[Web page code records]

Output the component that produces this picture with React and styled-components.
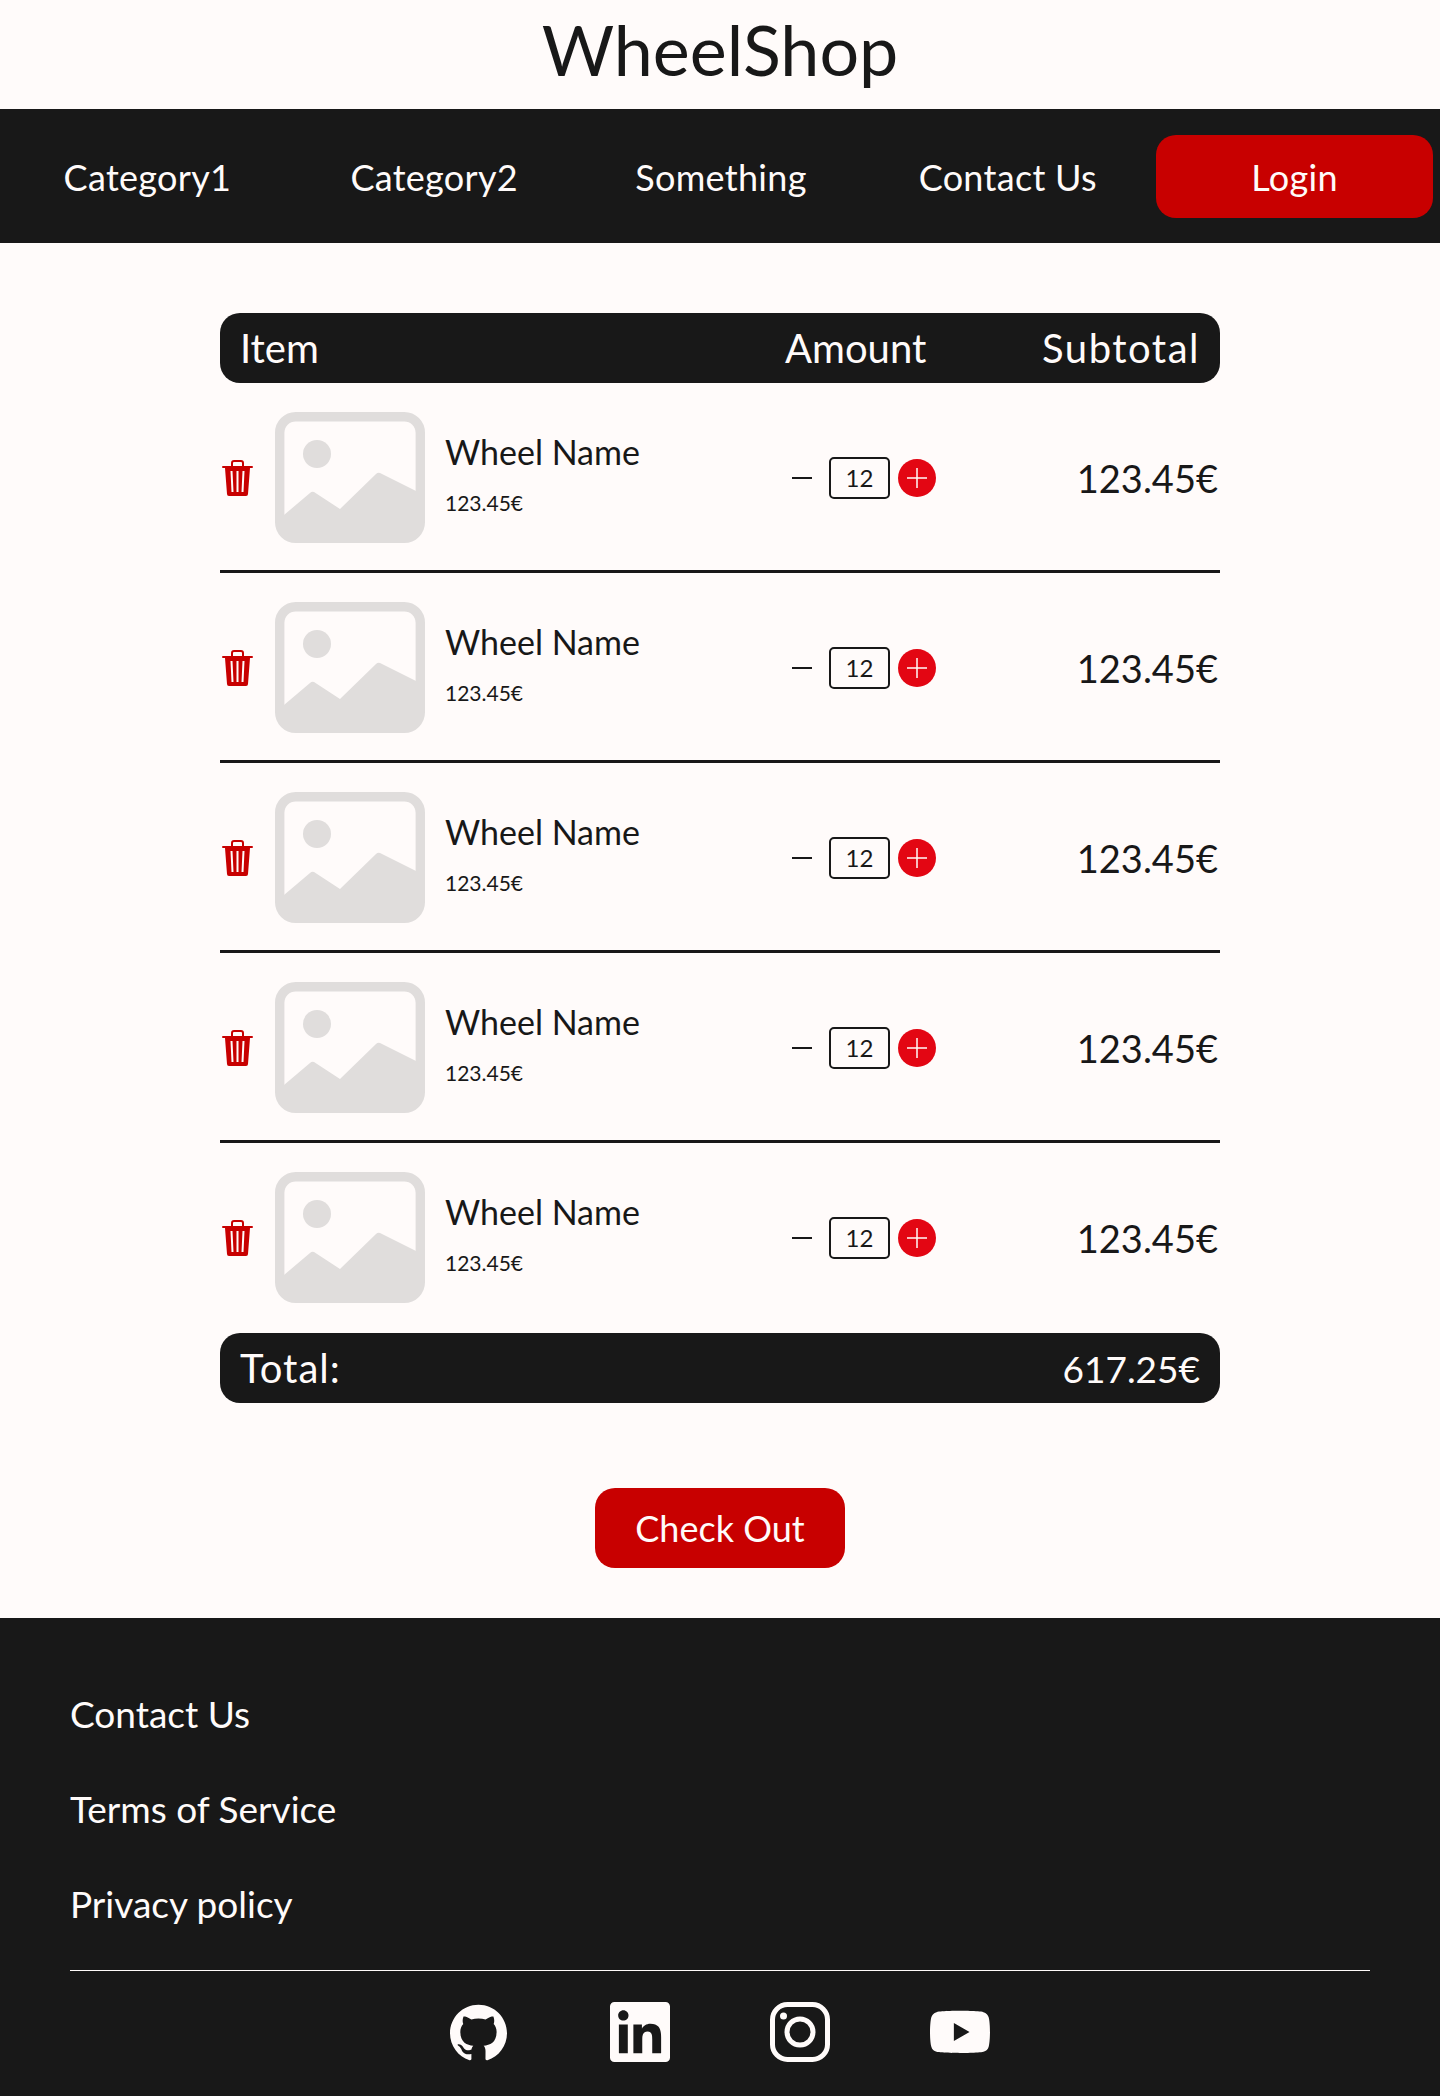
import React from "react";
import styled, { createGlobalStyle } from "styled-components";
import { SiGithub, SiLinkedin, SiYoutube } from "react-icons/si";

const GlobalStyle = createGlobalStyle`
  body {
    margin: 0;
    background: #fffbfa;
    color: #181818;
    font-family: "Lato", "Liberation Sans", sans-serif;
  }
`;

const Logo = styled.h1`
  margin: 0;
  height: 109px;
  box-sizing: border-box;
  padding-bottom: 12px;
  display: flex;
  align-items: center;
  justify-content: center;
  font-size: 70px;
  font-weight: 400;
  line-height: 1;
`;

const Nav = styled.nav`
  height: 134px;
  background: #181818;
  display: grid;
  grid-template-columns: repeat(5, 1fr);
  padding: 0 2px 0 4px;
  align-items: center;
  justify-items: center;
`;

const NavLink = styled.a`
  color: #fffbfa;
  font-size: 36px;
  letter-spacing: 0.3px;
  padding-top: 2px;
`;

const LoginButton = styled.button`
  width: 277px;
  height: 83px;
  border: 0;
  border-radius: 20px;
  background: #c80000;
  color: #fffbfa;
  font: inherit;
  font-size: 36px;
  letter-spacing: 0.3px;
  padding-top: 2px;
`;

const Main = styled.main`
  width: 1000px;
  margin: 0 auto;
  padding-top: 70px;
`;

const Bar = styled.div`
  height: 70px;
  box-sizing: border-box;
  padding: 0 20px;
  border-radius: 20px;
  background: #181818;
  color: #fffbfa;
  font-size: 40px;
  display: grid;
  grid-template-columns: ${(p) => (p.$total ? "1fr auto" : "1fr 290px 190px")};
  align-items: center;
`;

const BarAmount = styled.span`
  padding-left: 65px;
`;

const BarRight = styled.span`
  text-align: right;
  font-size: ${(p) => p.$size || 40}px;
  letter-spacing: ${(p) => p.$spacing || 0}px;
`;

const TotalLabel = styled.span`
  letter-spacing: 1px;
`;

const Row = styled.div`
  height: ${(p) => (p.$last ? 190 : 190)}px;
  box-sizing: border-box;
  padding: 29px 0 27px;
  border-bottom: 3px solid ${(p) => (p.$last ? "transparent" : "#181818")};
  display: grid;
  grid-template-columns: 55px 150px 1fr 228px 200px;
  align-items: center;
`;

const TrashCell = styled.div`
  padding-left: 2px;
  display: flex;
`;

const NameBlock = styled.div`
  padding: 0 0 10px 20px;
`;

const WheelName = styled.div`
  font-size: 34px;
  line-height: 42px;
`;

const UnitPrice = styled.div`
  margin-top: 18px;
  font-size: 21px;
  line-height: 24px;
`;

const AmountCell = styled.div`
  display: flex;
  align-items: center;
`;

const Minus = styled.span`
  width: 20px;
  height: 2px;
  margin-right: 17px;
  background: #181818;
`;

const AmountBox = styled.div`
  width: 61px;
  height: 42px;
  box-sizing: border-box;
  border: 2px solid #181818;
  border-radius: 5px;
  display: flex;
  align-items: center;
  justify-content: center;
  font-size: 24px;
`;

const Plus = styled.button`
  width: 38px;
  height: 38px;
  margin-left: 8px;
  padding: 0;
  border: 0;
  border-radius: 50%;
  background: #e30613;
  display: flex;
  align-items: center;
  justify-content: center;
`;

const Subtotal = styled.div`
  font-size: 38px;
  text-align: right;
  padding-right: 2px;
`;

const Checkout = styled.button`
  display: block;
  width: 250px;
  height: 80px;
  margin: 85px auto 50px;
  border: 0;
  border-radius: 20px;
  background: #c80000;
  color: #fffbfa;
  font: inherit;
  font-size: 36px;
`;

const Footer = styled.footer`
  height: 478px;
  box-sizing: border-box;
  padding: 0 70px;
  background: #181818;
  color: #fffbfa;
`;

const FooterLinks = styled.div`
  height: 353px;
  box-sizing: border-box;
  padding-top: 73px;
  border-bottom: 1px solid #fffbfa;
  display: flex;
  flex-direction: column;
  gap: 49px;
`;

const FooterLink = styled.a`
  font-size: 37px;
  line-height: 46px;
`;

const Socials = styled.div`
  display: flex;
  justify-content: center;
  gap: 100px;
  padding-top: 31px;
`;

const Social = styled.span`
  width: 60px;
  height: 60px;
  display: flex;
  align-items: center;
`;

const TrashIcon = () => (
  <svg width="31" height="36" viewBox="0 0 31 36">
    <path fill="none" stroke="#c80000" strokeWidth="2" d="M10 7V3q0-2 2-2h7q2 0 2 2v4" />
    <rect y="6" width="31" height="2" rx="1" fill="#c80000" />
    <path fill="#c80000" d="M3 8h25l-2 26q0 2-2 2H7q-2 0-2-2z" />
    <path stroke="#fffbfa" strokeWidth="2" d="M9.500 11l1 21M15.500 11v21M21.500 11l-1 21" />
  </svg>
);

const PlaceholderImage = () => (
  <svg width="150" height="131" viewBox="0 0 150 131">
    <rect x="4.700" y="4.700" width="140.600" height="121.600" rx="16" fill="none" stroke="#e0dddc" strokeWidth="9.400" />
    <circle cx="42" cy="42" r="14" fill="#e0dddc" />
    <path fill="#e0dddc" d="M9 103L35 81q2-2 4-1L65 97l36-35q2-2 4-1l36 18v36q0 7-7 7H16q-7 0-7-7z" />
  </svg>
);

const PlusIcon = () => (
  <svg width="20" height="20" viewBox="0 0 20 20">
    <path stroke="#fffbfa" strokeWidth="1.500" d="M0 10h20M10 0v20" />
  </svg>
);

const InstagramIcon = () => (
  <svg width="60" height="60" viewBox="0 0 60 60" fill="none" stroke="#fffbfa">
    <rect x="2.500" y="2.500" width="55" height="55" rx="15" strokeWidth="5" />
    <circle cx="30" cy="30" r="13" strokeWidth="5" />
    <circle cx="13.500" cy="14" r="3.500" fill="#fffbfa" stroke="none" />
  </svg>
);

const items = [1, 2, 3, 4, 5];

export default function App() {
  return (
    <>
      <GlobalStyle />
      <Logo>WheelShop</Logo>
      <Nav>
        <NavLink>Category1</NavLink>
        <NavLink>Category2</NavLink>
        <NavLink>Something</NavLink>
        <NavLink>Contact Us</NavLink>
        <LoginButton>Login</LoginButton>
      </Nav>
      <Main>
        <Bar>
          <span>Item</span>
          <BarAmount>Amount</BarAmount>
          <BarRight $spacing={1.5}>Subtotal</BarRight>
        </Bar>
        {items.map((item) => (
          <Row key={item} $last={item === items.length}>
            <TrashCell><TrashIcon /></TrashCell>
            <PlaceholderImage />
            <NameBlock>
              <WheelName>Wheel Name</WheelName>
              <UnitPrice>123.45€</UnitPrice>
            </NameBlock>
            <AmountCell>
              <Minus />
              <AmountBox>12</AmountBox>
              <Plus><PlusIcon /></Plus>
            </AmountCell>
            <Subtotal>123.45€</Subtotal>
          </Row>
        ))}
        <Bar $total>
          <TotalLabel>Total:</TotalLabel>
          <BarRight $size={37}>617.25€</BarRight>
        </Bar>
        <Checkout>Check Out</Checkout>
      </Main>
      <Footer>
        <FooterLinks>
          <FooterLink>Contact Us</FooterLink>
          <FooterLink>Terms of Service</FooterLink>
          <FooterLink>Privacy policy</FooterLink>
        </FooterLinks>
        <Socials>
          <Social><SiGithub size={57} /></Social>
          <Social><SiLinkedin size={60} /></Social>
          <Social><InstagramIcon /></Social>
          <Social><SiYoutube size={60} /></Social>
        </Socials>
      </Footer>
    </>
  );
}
--
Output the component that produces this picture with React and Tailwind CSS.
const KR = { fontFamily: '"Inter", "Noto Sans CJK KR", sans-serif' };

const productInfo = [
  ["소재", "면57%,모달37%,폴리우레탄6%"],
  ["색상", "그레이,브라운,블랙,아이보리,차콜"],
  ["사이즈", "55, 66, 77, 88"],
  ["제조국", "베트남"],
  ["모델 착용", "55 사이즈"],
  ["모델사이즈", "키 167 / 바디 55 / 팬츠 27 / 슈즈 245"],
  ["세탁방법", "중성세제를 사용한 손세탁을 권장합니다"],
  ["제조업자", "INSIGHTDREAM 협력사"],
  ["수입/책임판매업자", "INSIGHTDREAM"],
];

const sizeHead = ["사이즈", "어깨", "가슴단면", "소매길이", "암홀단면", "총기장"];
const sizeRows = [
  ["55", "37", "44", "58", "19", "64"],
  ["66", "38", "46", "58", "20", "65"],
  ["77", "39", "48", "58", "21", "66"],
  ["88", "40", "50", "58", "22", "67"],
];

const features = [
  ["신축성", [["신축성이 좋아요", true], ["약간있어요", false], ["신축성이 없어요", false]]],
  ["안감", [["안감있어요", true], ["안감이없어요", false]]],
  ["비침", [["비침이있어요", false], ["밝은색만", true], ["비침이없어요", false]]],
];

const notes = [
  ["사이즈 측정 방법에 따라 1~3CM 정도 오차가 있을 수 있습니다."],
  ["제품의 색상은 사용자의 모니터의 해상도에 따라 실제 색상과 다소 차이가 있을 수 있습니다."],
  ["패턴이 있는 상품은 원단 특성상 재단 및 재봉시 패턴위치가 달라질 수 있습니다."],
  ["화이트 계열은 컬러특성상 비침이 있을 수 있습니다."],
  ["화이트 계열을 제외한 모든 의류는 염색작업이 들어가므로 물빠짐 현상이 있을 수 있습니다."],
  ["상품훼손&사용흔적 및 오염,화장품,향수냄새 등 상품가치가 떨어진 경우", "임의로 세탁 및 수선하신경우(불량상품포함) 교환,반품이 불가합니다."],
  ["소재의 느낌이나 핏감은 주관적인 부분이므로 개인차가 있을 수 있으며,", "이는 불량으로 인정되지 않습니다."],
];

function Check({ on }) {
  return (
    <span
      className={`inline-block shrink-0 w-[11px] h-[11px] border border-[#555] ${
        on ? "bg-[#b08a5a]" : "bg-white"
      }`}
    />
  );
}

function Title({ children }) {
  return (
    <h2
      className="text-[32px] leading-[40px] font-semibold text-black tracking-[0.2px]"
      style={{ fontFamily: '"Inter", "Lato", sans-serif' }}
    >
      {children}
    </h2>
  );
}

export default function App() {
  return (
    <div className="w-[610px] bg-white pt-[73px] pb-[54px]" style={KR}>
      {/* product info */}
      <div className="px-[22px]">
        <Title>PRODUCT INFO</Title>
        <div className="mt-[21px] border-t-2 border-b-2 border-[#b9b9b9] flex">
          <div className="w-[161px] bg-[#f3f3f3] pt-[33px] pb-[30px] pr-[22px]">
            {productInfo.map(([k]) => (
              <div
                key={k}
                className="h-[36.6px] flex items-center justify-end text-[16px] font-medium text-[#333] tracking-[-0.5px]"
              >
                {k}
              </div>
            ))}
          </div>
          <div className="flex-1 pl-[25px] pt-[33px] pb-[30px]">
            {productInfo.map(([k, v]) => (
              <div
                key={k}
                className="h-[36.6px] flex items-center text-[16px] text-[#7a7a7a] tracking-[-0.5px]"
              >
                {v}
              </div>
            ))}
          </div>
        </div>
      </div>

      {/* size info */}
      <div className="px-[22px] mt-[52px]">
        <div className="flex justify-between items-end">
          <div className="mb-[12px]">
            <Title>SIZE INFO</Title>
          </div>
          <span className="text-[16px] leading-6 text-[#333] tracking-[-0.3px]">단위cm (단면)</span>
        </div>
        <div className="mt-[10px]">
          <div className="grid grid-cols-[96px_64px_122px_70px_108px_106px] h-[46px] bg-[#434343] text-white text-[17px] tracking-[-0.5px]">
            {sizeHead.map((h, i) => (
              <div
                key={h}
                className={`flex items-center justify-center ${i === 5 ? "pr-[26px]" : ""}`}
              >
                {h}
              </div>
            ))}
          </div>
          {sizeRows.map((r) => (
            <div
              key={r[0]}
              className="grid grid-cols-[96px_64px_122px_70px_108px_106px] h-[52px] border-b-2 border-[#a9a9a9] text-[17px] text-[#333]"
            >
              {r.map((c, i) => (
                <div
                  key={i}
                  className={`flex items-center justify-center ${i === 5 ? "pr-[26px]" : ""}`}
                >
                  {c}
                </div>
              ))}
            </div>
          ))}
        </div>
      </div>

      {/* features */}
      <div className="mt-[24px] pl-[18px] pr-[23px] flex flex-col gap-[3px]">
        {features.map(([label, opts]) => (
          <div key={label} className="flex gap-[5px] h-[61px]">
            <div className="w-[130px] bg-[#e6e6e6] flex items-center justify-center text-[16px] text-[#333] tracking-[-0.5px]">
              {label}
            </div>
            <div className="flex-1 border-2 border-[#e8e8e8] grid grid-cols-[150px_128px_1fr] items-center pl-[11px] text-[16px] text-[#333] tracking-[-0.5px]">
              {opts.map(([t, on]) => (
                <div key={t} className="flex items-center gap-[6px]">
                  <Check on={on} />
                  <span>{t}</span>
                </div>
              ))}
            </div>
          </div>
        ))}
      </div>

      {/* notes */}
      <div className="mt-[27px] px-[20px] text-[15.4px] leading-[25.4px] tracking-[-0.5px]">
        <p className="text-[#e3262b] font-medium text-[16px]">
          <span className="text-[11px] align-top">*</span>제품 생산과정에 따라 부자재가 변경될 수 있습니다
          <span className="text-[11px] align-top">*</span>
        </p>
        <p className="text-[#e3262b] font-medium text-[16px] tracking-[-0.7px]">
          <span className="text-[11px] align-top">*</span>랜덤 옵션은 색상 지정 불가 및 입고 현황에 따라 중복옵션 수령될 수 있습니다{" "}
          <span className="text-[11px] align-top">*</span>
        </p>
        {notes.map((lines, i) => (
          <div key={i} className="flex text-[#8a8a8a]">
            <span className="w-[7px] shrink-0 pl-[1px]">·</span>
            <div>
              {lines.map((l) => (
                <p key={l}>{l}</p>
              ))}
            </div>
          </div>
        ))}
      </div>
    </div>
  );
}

■ PROBLEM DESCRIPTION ■
From the line containing "React and styled-components." to the line containing "SiGithub, SiLinkedin, SiYoutube", both lines included, give the text again exactly, without any pictures.

■ COMPLETE OUTPUT ■
Output the component that produces this picture with React and styled-components.
import React from "react";
import styled, { createGlobalStyle } from "styled-components";
import { SiGithub, SiLinkedin, SiYoutube } from "react-icons/si";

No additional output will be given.